# TASK OBJECTIVE
Gather every line below where "this" appears.

━━━━━ MATERIAL TO PROCESS ━━━━━

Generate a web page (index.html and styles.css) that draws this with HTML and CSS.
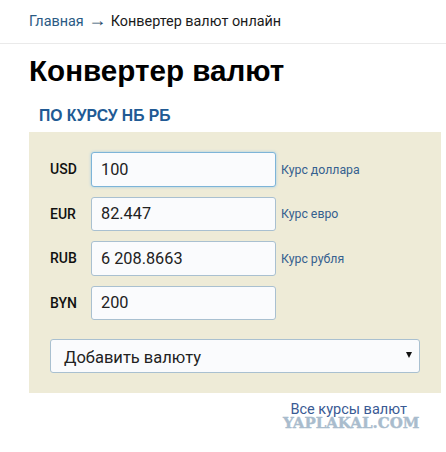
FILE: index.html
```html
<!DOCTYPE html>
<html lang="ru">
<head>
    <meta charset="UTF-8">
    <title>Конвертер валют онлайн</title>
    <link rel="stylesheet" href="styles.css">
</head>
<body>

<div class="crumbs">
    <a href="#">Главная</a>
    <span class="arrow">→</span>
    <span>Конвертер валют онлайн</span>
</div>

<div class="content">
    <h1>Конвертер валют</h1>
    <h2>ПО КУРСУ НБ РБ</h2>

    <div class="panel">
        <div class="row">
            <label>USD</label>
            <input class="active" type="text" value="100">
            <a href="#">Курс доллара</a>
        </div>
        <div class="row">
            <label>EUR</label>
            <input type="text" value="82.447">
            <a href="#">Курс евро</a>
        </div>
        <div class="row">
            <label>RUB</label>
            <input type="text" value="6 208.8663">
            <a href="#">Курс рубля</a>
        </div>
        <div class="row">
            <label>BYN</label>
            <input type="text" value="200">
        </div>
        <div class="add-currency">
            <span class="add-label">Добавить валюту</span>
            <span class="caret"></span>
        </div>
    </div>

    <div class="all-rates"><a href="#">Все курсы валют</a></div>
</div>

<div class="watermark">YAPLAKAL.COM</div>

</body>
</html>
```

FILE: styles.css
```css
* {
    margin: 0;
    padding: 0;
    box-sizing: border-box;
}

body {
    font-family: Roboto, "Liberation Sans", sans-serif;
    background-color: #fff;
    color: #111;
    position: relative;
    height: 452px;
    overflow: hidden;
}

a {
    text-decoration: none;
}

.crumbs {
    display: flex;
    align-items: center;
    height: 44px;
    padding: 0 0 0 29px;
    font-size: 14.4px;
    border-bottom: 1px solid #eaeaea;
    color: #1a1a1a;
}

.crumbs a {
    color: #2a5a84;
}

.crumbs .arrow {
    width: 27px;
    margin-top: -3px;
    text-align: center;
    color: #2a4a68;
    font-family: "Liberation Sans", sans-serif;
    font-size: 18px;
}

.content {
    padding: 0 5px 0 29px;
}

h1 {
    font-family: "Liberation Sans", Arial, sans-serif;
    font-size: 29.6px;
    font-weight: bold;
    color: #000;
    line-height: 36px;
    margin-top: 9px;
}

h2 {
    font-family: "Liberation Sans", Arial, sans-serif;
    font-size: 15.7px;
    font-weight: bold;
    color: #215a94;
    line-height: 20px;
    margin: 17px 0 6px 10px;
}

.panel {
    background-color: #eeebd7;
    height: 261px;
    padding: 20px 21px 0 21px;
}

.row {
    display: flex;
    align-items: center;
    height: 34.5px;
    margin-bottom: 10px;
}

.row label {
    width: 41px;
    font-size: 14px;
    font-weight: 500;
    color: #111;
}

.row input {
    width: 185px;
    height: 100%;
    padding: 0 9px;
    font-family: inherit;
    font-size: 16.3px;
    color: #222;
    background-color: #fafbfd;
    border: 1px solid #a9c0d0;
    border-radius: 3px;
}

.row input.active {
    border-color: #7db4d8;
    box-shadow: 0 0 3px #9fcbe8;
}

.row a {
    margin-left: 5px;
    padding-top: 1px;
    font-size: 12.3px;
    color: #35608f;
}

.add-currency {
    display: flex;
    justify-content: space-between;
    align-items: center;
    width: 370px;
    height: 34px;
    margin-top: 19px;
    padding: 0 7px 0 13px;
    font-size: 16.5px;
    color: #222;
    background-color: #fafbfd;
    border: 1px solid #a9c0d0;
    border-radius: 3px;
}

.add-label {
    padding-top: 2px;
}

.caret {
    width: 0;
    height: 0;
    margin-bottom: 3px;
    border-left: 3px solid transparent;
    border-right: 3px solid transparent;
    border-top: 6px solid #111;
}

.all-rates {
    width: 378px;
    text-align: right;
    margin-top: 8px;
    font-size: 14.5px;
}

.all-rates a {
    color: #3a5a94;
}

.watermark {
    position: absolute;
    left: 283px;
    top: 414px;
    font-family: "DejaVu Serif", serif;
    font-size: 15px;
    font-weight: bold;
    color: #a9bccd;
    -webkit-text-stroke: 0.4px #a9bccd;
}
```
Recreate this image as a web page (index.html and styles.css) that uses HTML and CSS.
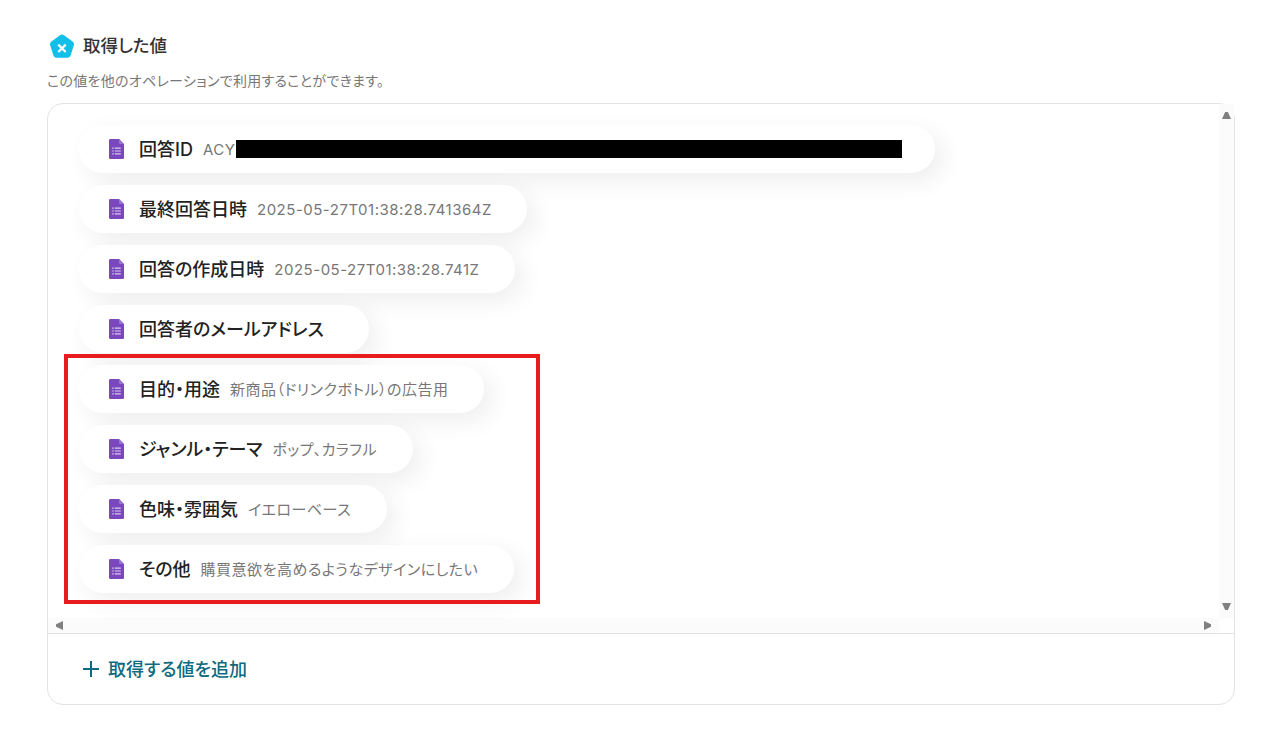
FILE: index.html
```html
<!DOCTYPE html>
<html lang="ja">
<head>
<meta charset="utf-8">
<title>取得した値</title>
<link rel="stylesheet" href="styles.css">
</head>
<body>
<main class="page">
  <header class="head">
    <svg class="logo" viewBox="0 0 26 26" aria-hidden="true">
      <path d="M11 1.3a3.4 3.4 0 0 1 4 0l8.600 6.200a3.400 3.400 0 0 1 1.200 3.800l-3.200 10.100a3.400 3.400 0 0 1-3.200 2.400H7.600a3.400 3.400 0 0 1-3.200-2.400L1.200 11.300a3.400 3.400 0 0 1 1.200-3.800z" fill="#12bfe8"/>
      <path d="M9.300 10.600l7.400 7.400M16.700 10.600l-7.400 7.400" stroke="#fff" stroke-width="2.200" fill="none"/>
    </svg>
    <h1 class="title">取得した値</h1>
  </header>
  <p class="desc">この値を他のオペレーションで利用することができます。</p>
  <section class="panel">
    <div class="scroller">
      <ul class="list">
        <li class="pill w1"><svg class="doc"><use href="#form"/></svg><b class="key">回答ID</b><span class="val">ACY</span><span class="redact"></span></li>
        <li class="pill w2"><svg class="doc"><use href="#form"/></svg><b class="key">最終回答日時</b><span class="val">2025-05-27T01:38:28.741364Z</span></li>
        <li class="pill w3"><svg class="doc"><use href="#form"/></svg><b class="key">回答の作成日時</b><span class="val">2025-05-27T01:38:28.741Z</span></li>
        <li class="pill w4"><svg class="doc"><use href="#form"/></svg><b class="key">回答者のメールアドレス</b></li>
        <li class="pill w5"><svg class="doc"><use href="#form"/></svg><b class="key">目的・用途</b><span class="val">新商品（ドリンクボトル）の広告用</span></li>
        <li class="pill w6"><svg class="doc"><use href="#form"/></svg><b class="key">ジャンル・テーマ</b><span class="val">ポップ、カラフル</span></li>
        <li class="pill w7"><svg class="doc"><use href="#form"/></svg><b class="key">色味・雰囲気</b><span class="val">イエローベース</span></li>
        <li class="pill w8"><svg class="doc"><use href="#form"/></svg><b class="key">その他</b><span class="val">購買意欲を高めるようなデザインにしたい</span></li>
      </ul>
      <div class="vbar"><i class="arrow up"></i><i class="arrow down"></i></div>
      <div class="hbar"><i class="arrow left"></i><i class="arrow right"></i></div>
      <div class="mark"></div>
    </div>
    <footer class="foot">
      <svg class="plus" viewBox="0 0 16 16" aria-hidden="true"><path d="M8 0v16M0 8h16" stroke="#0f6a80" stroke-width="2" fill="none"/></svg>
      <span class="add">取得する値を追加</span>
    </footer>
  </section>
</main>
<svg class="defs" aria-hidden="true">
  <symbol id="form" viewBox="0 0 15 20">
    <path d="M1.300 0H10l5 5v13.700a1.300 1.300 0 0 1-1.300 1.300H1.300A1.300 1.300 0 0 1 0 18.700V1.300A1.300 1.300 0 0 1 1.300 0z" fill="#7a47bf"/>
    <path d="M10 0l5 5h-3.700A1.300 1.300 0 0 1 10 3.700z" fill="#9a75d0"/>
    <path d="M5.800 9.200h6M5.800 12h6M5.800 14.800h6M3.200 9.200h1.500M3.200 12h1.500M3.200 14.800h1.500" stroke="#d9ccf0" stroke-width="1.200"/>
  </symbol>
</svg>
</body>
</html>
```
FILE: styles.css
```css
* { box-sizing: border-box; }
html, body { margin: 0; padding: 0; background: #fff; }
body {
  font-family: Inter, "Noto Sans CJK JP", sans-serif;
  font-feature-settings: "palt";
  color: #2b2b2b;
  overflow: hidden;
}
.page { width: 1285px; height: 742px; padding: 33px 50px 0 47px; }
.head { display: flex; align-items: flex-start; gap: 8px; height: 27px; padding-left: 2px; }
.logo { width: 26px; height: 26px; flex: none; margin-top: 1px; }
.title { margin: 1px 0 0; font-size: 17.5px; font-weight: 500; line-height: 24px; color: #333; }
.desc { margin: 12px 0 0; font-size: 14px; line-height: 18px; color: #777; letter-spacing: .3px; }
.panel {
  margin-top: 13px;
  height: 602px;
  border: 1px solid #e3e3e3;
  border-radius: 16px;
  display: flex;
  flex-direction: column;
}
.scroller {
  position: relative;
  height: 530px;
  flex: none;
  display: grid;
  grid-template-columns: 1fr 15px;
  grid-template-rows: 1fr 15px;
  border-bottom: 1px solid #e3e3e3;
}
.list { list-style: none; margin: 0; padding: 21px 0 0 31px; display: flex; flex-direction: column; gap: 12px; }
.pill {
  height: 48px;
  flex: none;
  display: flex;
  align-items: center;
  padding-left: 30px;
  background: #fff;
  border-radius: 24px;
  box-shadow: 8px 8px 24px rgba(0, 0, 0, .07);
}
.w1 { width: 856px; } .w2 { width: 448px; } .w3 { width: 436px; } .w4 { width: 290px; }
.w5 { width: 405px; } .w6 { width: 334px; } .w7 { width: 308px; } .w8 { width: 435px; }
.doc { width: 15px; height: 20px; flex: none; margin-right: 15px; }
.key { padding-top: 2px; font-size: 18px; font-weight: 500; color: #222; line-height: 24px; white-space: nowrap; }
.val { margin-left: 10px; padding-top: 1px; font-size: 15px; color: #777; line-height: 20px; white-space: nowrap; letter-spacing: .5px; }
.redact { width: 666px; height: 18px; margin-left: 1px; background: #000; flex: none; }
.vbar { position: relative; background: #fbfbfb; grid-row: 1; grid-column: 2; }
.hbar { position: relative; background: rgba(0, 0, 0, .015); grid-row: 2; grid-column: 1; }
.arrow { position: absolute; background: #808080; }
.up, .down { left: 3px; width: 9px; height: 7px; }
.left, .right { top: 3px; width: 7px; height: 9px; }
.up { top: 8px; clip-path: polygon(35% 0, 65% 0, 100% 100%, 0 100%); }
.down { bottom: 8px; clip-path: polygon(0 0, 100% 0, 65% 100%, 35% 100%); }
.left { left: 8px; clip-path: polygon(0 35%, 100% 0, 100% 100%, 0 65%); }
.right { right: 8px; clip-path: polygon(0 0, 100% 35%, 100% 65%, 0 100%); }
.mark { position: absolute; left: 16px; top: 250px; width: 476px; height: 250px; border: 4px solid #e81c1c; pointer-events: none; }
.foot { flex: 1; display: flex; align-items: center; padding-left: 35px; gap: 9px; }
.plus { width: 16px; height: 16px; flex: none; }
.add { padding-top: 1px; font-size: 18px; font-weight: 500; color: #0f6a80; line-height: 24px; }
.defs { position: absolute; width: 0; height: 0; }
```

━━━━━

# ANSWER TO THE EXERCISE
Generate a web page (index.html and styles.css) that draws this with HTML and CSS.
Recreate this image as a web page (index.html and styles.css) that uses HTML and CSS.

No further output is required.